Peter Post, great-grandson of the legendary matron of manners, Emily Post, and director of the Emily Post Institute, says the most important thing is to carefully moderate your squeeze. "A bone-crusher is not good, and a limp, dead fish is just awful," he says. "But a firm handshake is great."
In modern U.S. culture, be it in a business or social situation, Post says everyone needs to be shaking -- men and men, women and men, and women and women. "This idea that somehow women don't have to shake hands or shouldn't shake hands is for the birds," says Post, who writes a syndicated weekly newspaper column, Etiquette at Work.
But, even in the 21st century, getting palmy with a member of the opposite sex gives some men the shakes. That's because, once upon a time, a gentleman wouldn't make a move for a woman's hand unless she offered it first. Though that's not proper protocol anymore, many men mistakenly stick to this bygone tradition, which can make for an awkward first encounter, Brody says.
Her advice: "Women, automatically get your hand out there because so many men will wait for you."
Confusion also still lingers regarding the appropriate cross-gender grip. Brody says under no circumstances should a man "tone down" his shake, and, for that matter, neither should a woman: "It's not the bent wrist, it's not 'grab me at the fingers,' it's not 'kiss my ring,'" Brody says. Instead, she advises, both men and women can avoid appearing condescending, domineering, wimpy, or whiny by cultivating a single, solid, universal clasp.
Of course, the secret to a satisfying shake isn't all in the hands. Post says the whole purpose of this culturally-condoned extremity embrace is to set people at ease and help establish a relationship. "A good handshake is a handshake that makes a person feel welcome and appreciated," he says.
If, like the Donald, you're a bit squeamish about going palm on palm with a room of strangers (Trump is notorious uncomfortable with the germs involved in handshaking), Post says get over it. Refusing someone's outstretched hand -- or even showing a hint of reluctance to partake in a shake -- can really put a damper on an otherwise promising encounter.
For Marilyn Holt, whose work at Seattle-based Holt Capital frequently involves connecting business owners with venture capitalists, making a solid connection is particularly important. "If people think you're a worm when they shake your hand, they're not going to invest in your company," she says.
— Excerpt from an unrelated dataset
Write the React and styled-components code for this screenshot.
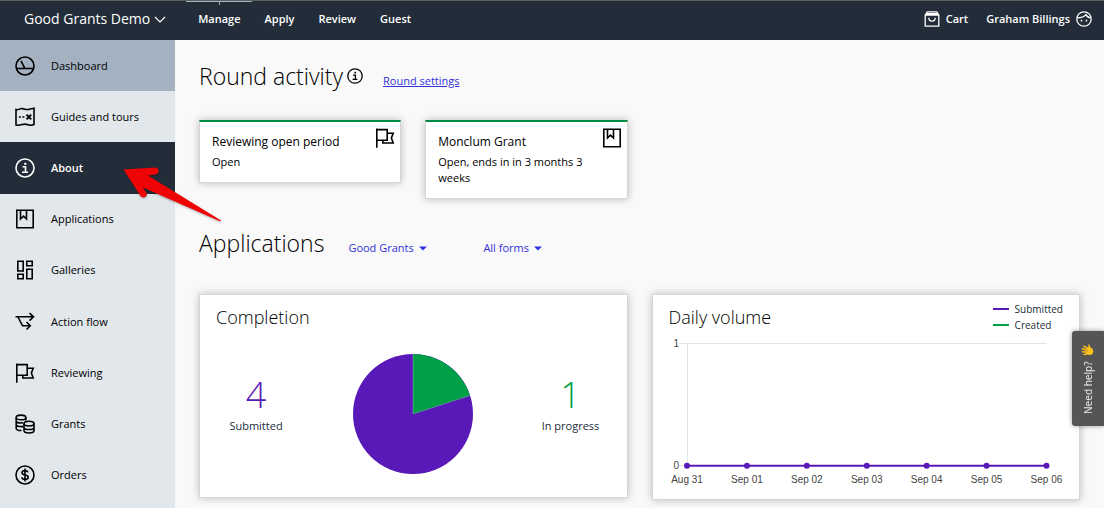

That's why she suggests getting the whole body involved. "Shaking hands does make a difference, but you need to follow through with other behaviors," she says. "Looking people in the eye, smiling, and saying hello are equally important."
You may also want to consider spicing things up with a few frills. Frank Maguire, a corporate speaker who was one of Federal Express' (FDX) founding executives, says he warms up his handshakes by adding an extra hand. While additions like that may seem small, or even over the top, they can go a long way. "Those are little gestures that make all the difference," he says.
To Maguire, the main concern isn't so much about style or skill as it is about awareness. "People just don't make an effort to put forth an impression," he says. "They're just not conscious of it."
So, since you never know when you'll be called to proffer up your palm, it's best to be prepared. Always dry your hands thoroughly after washing, and keep food and drinks in your left hand so you won't be caught off guard. And if your hands are sweat-prone, keep a handkerchief handy, for everyone's sake.
But in the end, good old-fashioned practice is the best preparation. "Most people are totally unaware of how their handshake comes across," Brody says. "Let's face it, we've never been trained." She suggests finding a friend, sharing a few shakes, and then getting some feedback.
Despite Brody's championing of the age-old ritual, the National Handshake Day pioneer won't have a chance to celebrate herself: She's scheduled for a solid day of teleconferencing. Anyone for a cybershake?